Last Friday, President Obama announced a new policy directive to allow undocumented immigrants under the age of 30 to apply for a two-year, renewable work permit if they met an array of criteria, including arriving to the United States before the age of 16, and are in high school, graduated from high school, or were honorably discharged from the armed forces. The plan doesn’t grant amnesty or a road to citizenship; but as the president stated, it is a “temporary solution” and “the right thing to do.”

This decision will positively impact up to 800,000 law-abiding, hard-working Americans who have until now lived in constant fear of deportation. One such DREAMer is 26 year-old Mohammad Abdollahi, who immigrated to this nation at the age of three from Iran. His family’s visa soon expired and was not renewed. Not only has Mohammad had to live the majority of his life in fear of deportation, but the price of being sent back to Iran was incredibly high. Mohammad is openly gay and due to Iran’s policy of capital punishment towards gay individuals, his deportation could be a death sentence.

With his life literally on the line, and running out of options, Mohammad became one of the first students to come out as undocumented in an attempt to pressure congress to pass the DREAM Act in 2010. Although the act didn’t pass, he hasn’t given up the fight.

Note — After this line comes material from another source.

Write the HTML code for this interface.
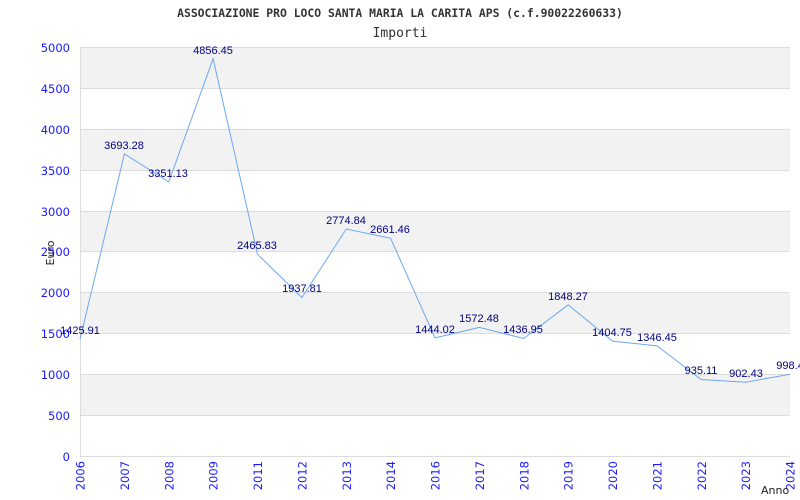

When President Obama made this historic announcement last week, Mohammad was occupying an Obama re-election office in Deerborn, Michigan as a symbolical plea directed towards the president to take action. This change in policy ends this nightmare for Mohammad and so many other DREAMers like him.

In his address in the Rose Garden, President Obama stated, “We are a better nation than one that expels innocent young kids.” Sadly, it seems many Republicans in Congress don’t share this value. After the announcement, Republican House Judiciary Committee Chairman Lamar Smith of Texas claimed, "President Obama's decision to grant amnesty to potentially millions of illegal immigrants is a breach of faith with the American people…It also blatantly ignores the rule of law that is the foundation of our democracy.”

Not only is Rep. Smith just flat wrong to claim that the plan grants “amnesty,” he appears to believe that the foundation of our democracy requires ridding our nation of young, productive and patriotic members of society. Republicans should wake up and embrace this change as an opportunity to finally be a part of a more permanent solution.